Reproduce the lines of the material exactly, excluding every image.
►
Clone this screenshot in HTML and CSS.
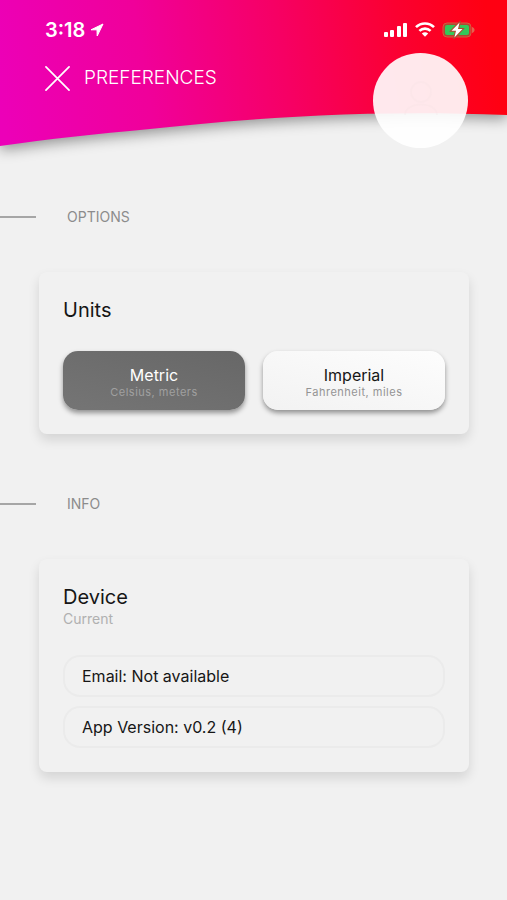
FILE: index.html
```html
<!DOCTYPE html>
<html lang="en">
<head>
<meta charset="utf-8">
<meta name="viewport" content="width=device-width, initial-scale=1">
<title>Preferences</title>
<link rel="stylesheet" href="styles.css">
</head>
<body>
<header class="header">
  <svg class="wave" viewBox="0 0 507 147" preserveAspectRatio="none" aria-hidden="true">
    <defs>
      <linearGradient id="sky" gradientUnits="userSpaceOnUse" x1="0" y1="110" x2="490" y2="30">
        <stop offset="0" stop-color="#ec00b8"/>
        <stop offset="0.3" stop-color="#f0009a"/>
        <stop offset="0.58" stop-color="#f60064"/>
        <stop offset="0.82" stop-color="#fb0030"/>
        <stop offset="1" stop-color="#ff0012"/>
      </linearGradient>
    </defs>
    <path fill="url(#sky)" d="M0 0H507V115C360 109 245 119 150 129C95 134 50 139 0 146Z"/>
  </svg>
  <div class="status">
    <div class="clock">
      <span>3:18</span>
      <svg width="14" height="14" viewBox="0 0 14 14" aria-hidden="true"><path fill="currentColor" stroke="currentColor" stroke-linejoin="round" d="M13 1L1 6.8H7L7.2 13Z"/></svg>
    </div>
    <div class="signals">
      <svg width="24" height="16" viewBox="0 0 24 16" aria-hidden="true"><g fill="currentColor"><rect x="0" y="10" width="4" height="5" rx="1"/><rect x="6" y="8" width="4" height="7" rx="1"/><rect x="13" y="4" width="4" height="11" rx="1"/><rect x="19" y="1" width="4" height="14" rx="1"/></g></svg>
      <svg width="20" height="16" viewBox="0 0 20 16" aria-hidden="true"><g fill="none" stroke="currentColor" stroke-width="2.6"><path d="M1 5.2C6 0.2 14 0.2 19 5.2"/><path d="M4.4 8.9C7.6 5.8 12.4 5.8 15.6 8.9"/></g><path fill="currentColor" d="M6.8 11.4C8.8 9.8 11.2 9.8 13.2 11.4L10 14.8Z"/></svg>
      <svg width="33" height="18" viewBox="0 0 33 18" aria-hidden="true"><rect x="1" y="2" width="28" height="14" rx="4" fill="#b34532" stroke="#d8593f"/><rect x="3" y="4" width="24" height="10" rx="2" fill="#34c759"/><path fill="#e5604e" d="M30 6C33.4 7 33.4 11 30 12Z"/><path d="M17.6 1.5L9.5 9.8H14L12.4 16.5L20.5 8H16Z" fill="#fff" stroke="#b34532" stroke-width="2" paint-order="stroke"/></svg>
    </div>
  </div>
  <div class="bar">
    <button class="close" type="button" aria-label="Close">
      <svg width="25" height="25" viewBox="0 0 26 26" aria-hidden="true"><path fill="none" stroke="currentColor" stroke-width="1.8" stroke-linecap="round" d="M1 1L25 25M25 1L1 25"/></svg>
    </button>
    <h1 class="title">PREFERENCES</h1>
  </div>
  <button class="avatar" type="button" aria-label="Profile">
    <svg width="48" height="48" viewBox="0 0 48 48" aria-hidden="true"><g fill="none" stroke="#f3dfe2" stroke-width="2" opacity="0.2"><circle cx="24" cy="15" r="10"/><path d="M8 38C8 24 40 24 40 38"/></g></svg>
  </button>
</header>
<main>
  <section class="section">
    <h2 class="label">OPTIONS</h2>
    <div class="card">
      <h3 class="heading">Units</h3>
      <div class="choices">
        <button class="choice selected" type="button" aria-pressed="true"><span class="name">Metric</span><span class="note">Celsius, meters</span></button>
        <button class="choice" type="button" aria-pressed="false"><span class="name">Imperial</span><span class="note">Fahrenheit, miles</span></button>
      </div>
    </div>
  </section>
  <section class="section">
    <h2 class="label">INFO</h2>
    <div class="card">
      <h3 class="heading">Device</h3>
      <p class="sub">Current</p>
      <ul class="rows">
        <li class="row">Email: Not available</li>
        <li class="row">App Version: v0.2 (4)</li>
      </ul>
    </div>
  </section>
</main>
</body>
</html>
```
FILE: styles.css
```css
* { box-sizing: border-box; }
body {
  margin: 0;
  min-height: 100vh;
  background: #f1f1f1;
  color: #161616;
  font-family: Inter, "Liberation Sans", sans-serif;
}
h1, h2, h3, p, ul { margin: 0; padding: 0; }
button { border: 0; padding: 0; font: inherit; color: inherit; cursor: pointer; }
svg { display: block; }

.header {
  position: relative;
  height: 147px;
  padding: 18px 32px 0 45px;
  color: #fff;
}
.wave {
  position: absolute;
  inset: 0;
  z-index: -1;
  width: 100%;
  height: 100%;
  overflow: visible;
  filter: drop-shadow(0 4px 7px rgba(0, 0, 0, 0.4));
}
.status {
  display: flex;
  justify-content: space-between;
  align-items: center;
  height: 24px;
}
.clock {
  display: flex;
  align-items: center;
  gap: 5px;
  font-size: 20px;
  font-weight: 600;
}
.signals { display: flex; align-items: center; gap: 7px; }
.bar {
  display: flex;
  align-items: center;
  gap: 14px;
  margin-top: 21px;
  height: 30px;
}
.close { background: none; }
.title { font-size: 19px; font-weight: 300; line-height: 28px; }
.avatar {
  position: absolute;
  top: 53px;
  right: 39px;
  display: grid;
  place-items: center;
  width: 95px;
  height: 95px;
  border-radius: 50%;
  background: rgba(255, 255, 255, 0.91);
}

.section { padding: 60px 38px 0 39px; }
.label {
  display: flex;
  align-items: center;
  gap: 31px;
  margin: 0 0 45px -39px;
  color: #8c8c8c;
  font-size: 14px;
  font-weight: 400;
  line-height: 20px;
}
.label::before { content: ""; width: 36px; height: 2px; background: #a6a6a6; }
.card {
  padding: 24px;
  border-radius: 8px;
  background: #f1f1f1;
  box-shadow: 0 6px 12px rgba(0, 0, 0, 0.12);
}
.heading { font-size: 20px; font-weight: 400; line-height: 28px; }
.choices {
  display: grid;
  grid-template-columns: 1fr 1fr;
  gap: 18px;
  margin-top: 27px;
}
.choice {
  display: flex;
  flex-direction: column;
  align-items: center;
  justify-content: center;
  height: 59px;
  padding-top: 2px;
  border-radius: 15px;
  background: linear-gradient(15deg, #f2f2f2, #fdfdfd);
  box-shadow: 0 3px 5px rgba(0, 0, 0, 0.4);
}
.selected { background: linear-gradient(15deg, #757575, #676767); color: #fff; }
.name { font-size: 16px; line-height: 20px; }
.note { color: #949494; font-size: 11px; line-height: 14px; letter-spacing: 0.5px; }
.selected .note { color: #a0a0a0; }
.sub { color: #b0b0b0; font-size: 14px; line-height: 16px; }
.rows { display: grid; gap: 9px; margin-top: 28px; list-style: none; }
.row {
  padding: 9px 17px;
  border: 2px solid #ebebeb;
  border-radius: 17px;
  font-size: 16px;
  line-height: 20px;
}
```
◄
> _Worked answer_
Clone this screenshot in HTML and CSS.
FILE: index.html
```html
<!DOCTYPE html>
<html lang="en">
<head>
<meta charset="utf-8">
<meta name="viewport" content="width=device-width, initial-scale=1">
<title>Preferences</title>
<link rel="stylesheet" href="styles.css">
</head>
<body>
<header class="header">
  <svg class="wave" viewBox="0 0 507 147" preserveAspectRatio="none" aria-hidden="true">
    <defs>
      <linearGradient id="sky" gradientUnits="userSpaceOnUse" x1="0" y1="110" x2="490" y2="30">
        <stop offset="0" stop-color="#ec00b8"/>
        <stop offset="0.3" stop-color="#f0009a"/>
        <stop offset="0.58" stop-color="#f60064"/>
        <stop offset="0.82" stop-color="#fb0030"/>
        <stop offset="1" stop-color="#ff0012"/>
      </linearGradient>
    </defs>
    <path fill="url(#sky)" d="M0 0H507V115C360 109 245 119 150 129C95 134 50 139 0 146Z"/>
  </svg>
  <div class="status">
    <div class="clock">
      <span>3:18</span>
      <svg width="14" height="14" viewBox="0 0 14 14" aria-hidden="true"><path fill="currentColor" stroke="currentColor" stroke-linejoin="round" d="M13 1L1 6.8H7L7.2 13Z"/></svg>
    </div>
    <div class="signals">
      <svg width="24" height="16" viewBox="0 0 24 16" aria-hidden="true"><g fill="currentColor"><rect x="0" y="10" width="4" height="5" rx="1"/><rect x="6" y="8" width="4" height="7" rx="1"/><rect x="13" y="4" width="4" height="11" rx="1"/><rect x="19" y="1" width="4" height="14" rx="1"/></g></svg>
      <svg width="20" height="16" viewBox="0 0 20 16" aria-hidden="true"><g fill="none" stroke="currentColor" stroke-width="2.6"><path d="M1 5.2C6 0.2 14 0.2 19 5.2"/><path d="M4.4 8.9C7.6 5.8 12.4 5.8 15.6 8.9"/></g><path fill="currentColor" d="M6.8 11.4C8.8 9.8 11.2 9.8 13.2 11.4L10 14.8Z"/></svg>
      <svg width="33" height="18" viewBox="0 0 33 18" aria-hidden="true"><rect x="1" y="2" width="28" height="14" rx="4" fill="#b34532" stroke="#d8593f"/><rect x="3" y="4" width="24" height="10" rx="2" fill="#34c759"/><path fill="#e5604e" d="M30 6C33.4 7 33.4 11 30 12Z"/><path d="M17.6 1.5L9.5 9.8H14L12.4 16.5L20.5 8H16Z" fill="#fff" stroke="#b34532" stroke-width="2" paint-order="stroke"/></svg>
    </div>
  </div>
  <div class="bar">
    <button class="close" type="button" aria-label="Close">
      <svg width="25" height="25" viewBox="0 0 26 26" aria-hidden="true"><path fill="none" stroke="currentColor" stroke-width="1.8" stroke-linecap="round" d="M1 1L25 25M25 1L1 25"/></svg>
    </button>
    <h1 class="title">PREFERENCES</h1>
  </div>
  <button class="avatar" type="button" aria-label="Profile">
    <svg width="48" height="48" viewBox="0 0 48 48" aria-hidden="true"><g fill="none" stroke="#f3dfe2" stroke-width="2" opacity="0.2"><circle cx="24" cy="15" r="10"/><path d="M8 38C8 24 40 24 40 38"/></g></svg>
  </button>
</header>
<main>
  <section class="section">
    <h2 class="label">OPTIONS</h2>
    <div class="card">
      <h3 class="heading">Units</h3>
      <div class="choices">
        <button class="choice selected" type="button" aria-pressed="true"><span class="name">Metric</span><span class="note">Celsius, meters</span></button>
        <button class="choice" type="button" aria-pressed="false"><span class="name">Imperial</span><span class="note">Fahrenheit, miles</span></button>
      </div>
    </div>
  </section>
  <section class="section">
    <h2 class="label">INFO</h2>
    <div class="card">
      <h3 class="heading">Device</h3>
      <p class="sub">Current</p>
      <ul class="rows">
        <li class="row">Email: Not available</li>
        <li class="row">App Version: v0.2 (4)</li>
      </ul>
    </div>
  </section>
</main>
</body>
</html>
```
FILE: styles.css
```css
* { box-sizing: border-box; }
body {
  margin: 0;
  min-height: 100vh;
  background: #f1f1f1;
  color: #161616;
  font-family: Inter, "Liberation Sans", sans-serif;
}
h1, h2, h3, p, ul { margin: 0; padding: 0; }
button { border: 0; padding: 0; font: inherit; color: inherit; cursor: pointer; }
svg { display: block; }

.header {
  position: relative;
  height: 147px;
  padding: 18px 32px 0 45px;
  color: #fff;
}
.wave {
  position: absolute;
  inset: 0;
  z-index: -1;
  width: 100%;
  height: 100%;
  overflow: visible;
  filter: drop-shadow(0 4px 7px rgba(0, 0, 0, 0.4));
}
.status {
  display: flex;
  justify-content: space-between;
  align-items: center;
  height: 24px;
}
.clock {
  display: flex;
  align-items: center;
  gap: 5px;
  font-size: 20px;
  font-weight: 600;
}
.signals { display: flex; align-items: center; gap: 7px; }
.bar {
  display: flex;
  align-items: center;
  gap: 14px;
  margin-top: 21px;
  height: 30px;
}
.close { background: none; }
.title { font-size: 19px; font-weight: 300; line-height: 28px; }
.avatar {
  position: absolute;
  top: 53px;
  right: 39px;
  display: grid;
  place-items: center;
  width: 95px;
  height: 95px;
  border-radius: 50%;
  background: rgba(255, 255, 255, 0.91);
}

.section { padding: 60px 38px 0 39px; }
.label {
  display: flex;
  align-items: center;
  gap: 31px;
  margin: 0 0 45px -39px;
  color: #8c8c8c;
  font-size: 14px;
  font-weight: 400;
  line-height: 20px;
}
.label::before { content: ""; width: 36px; height: 2px; background: #a6a6a6; }
.card {
  padding: 24px;
  border-radius: 8px;
  background: #f1f1f1;
  box-shadow: 0 6px 12px rgba(0, 0, 0, 0.12);
}
.heading { font-size: 20px; font-weight: 400; line-height: 28px; }
.choices {
  display: grid;
  grid-template-columns: 1fr 1fr;
  gap: 18px;
  margin-top: 27px;
}
.choice {
  display: flex;
  flex-direction: column;
  align-items: center;
  justify-content: center;
  height: 59px;
  padding-top: 2px;
  border-radius: 15px;
  background: linear-gradient(15deg, #f2f2f2, #fdfdfd);
  box-shadow: 0 3px 5px rgba(0, 0, 0, 0.4);
}
.selected { background: linear-gradient(15deg, #757575, #676767); color: #fff; }
.name { font-size: 16px; line-height: 20px; }
.note { color: #949494; font-size: 11px; line-height: 14px; letter-spacing: 0.5px; }
.selected .note { color: #a0a0a0; }
.sub { color: #b0b0b0; font-size: 14px; line-height: 16px; }
.rows { display: grid; gap: 9px; margin-top: 28px; list-style: none; }
.row {
  padding: 9px 17px;
  border: 2px solid #ebebeb;
  border-radius: 17px;
  font-size: 16px;
  line-height: 20px;
}
```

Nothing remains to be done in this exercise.